特に楽器によってレベル分けされているわけではないのですが……うちの場合は会結成当初、太鼓しかいなかった会なので、自然と太鼓に慣れたら笛に挑戦してみるといった感じで段階を踏みましたね」
土崎に住む人々にとっての「祭り」とは
気になるポイントがたくさんある曳山まつりですが、発祥を探ると、元和6年(1620年)の神明社建立までさかのぼります。土崎湊(港)の船乗りたちが神輿を寄進し、その神輿を担ぎながら、町を練り歩くようになったのが祭りのはじまりです。
神輿から曳山に変わったことを記録しているのはその約200年後、寛政元年(1789年)に記された津村淀庵『雪のふる道』。
「40もの曳山が曳かれ、久保田城下よりも賑わっていた様子が書かれている」(土崎ナビより抜粋)
※久保田城:当時秋田を治めていたエライ人の居城。現在の秋田駅近くにあった。
さらに100年後、明治11年(1878年)発行の『日本奥地紀行』(東洋文庫)(イザベラ・バード著、高梨健吉訳)に、やっと今行われている曳山スタイルの原型が記されています。
これらは「土崎ナビ」という土崎専用公式観光アプリに記されている情報。情報が100年単位で更新されるという大らかさは、祭りが200年以上にわたって代々地域の人々によって伝えられてきた証拠のようにも感じられます。
やがて町民の想いは国、そして世界に認められ、1997年には国の重要無形民俗文化財に、2016年にはユネスコ無形文化遺産に登録されました(山・鉾・屋台行事33件の内のひとつとして登録)。
「祭りも興味深いのですが、土崎出身の人と話をしていて、県外に出た人が祭りに参加できないのを申し訳なさそうにしているのが印象的でした」
「山車を出すとなると、一年かけて準備しますしね。当日だけやってきて、曳き子として参加するというのは心苦しいのかもしれません。
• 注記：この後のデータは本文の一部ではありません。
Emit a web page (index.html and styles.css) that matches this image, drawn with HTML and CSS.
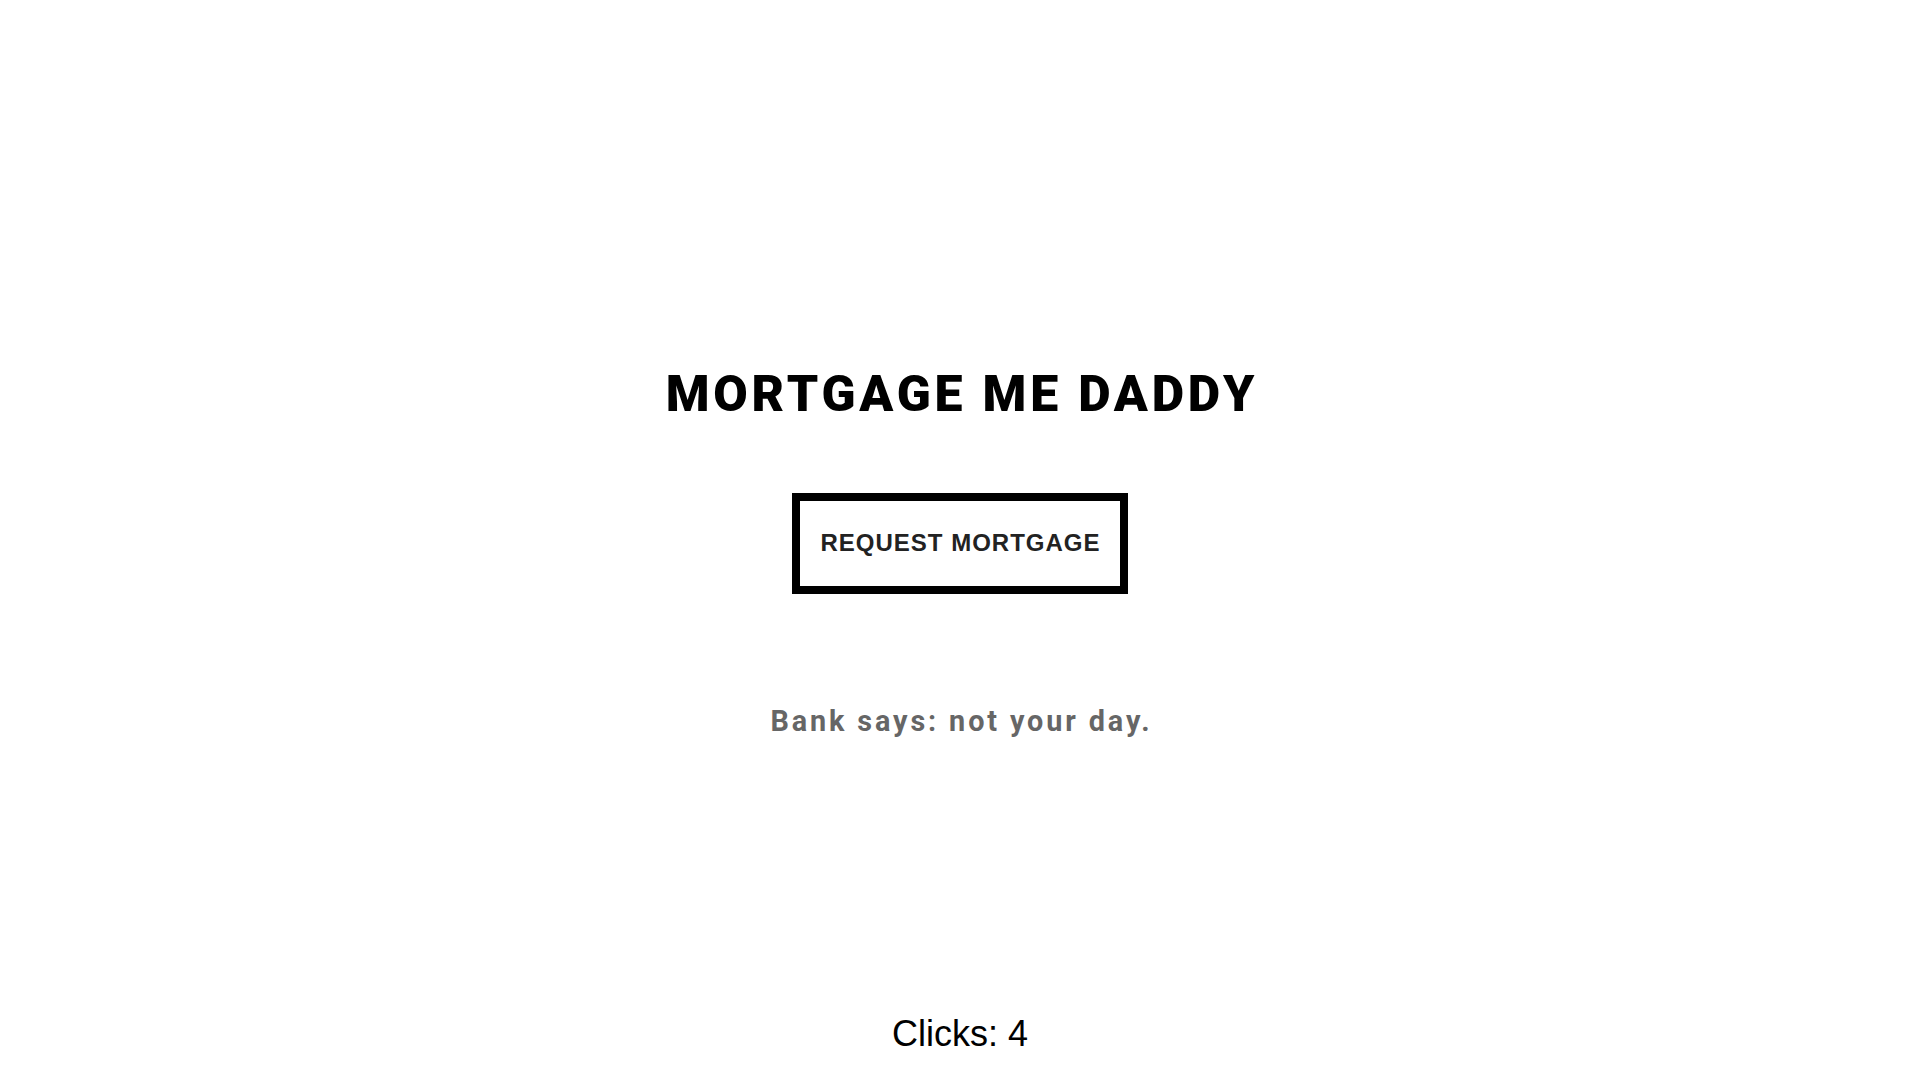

だからなのか、お祭りがあるから土崎を出られないって言う人もたまにいます。観光客の人なら20日の夜にある『ふれあい祭り』で山車を引くことができますが、本番は基本町内の関係者しか引けないので」
「曳き子になるために、土崎に留まる選択をする……。それだけ祭りにかける想いが強いんですね。
いったい、土崎の人々にとって曳山まつりはどういうものでしょうか」
「祭りのない生活をしたことがないから、“祭りがない”という状態がわからないですね(笑)。
特別にこれがあるからと参加しているというわけではなく、祖父の代から、もしかしたらそれ以前から祭りに出るのが当たり前でした。土崎の人にとっては、生活のひとつなんだろうと思います」
おわりに
大輝さんのお話を聞いていて、ふとこんなことを考えました。
私の実家の近くでも、毎年秋に小さな神輿が担がれ、屋台が出ます。もちろん、その土地の神様ならではの伝統的な催しではあると思うのですが、地域と自分の結びつきが見えてこないためか、町内会や神社の営みがどこか他人事のように思えてしまいます(私がただ地元の歴史や縁に無頓着なだけなのかもしれませんが)。地元の美味しいご飯屋について雄弁に語ることはできます。でも、地元になにか特別な思い出があるわけではないし、仲の良い隣人がいても彼らの背景を知りません。
曳山まつりは、外の人間から見れば楽しげなイベントのひとつです。しかし地元の人々にとっては「その土地で生きていくこと」と密接に関係している出来事です。祖父母から親へ、親から子へと一本の糸を紡ぐように――さらに言えば、ひとつの家族だけではなく町全体で紡がれてきた歴史ある祭りです。紡がれた糸は、200年以上の歳月を経て強くて太い綱になり、山車を引いています。
相手の今を知らなくても、角を曲がれば友人の家が見え、昔の顔なじみと再会する土崎の町。土地が結んだ縁、地元ならではの結びつきに、多少の重たさを感じることもあるでしょう。それでも、歴史ある郷土や地域を媒介とした人々の縁を、住処を点々としてきた私はうらやましく感じます。縁もゆかりもない曳山祭りについて私が調べた背景には、そんなちょっとした嫉妬心があったからかもしれません。
二日間の興奮は夜明けとともに鎮まり、土崎はまた穏やかな町に戻ります。
次回は新元号第一回目。新たな町の歴史を築くために、一年間、人々は熱を蓄えるのでしょう。
都会での生活に寂しさを覚える人は、「土崎港曳山まつり」で人の縁の温かさに触れてみてはいかがでしょうか。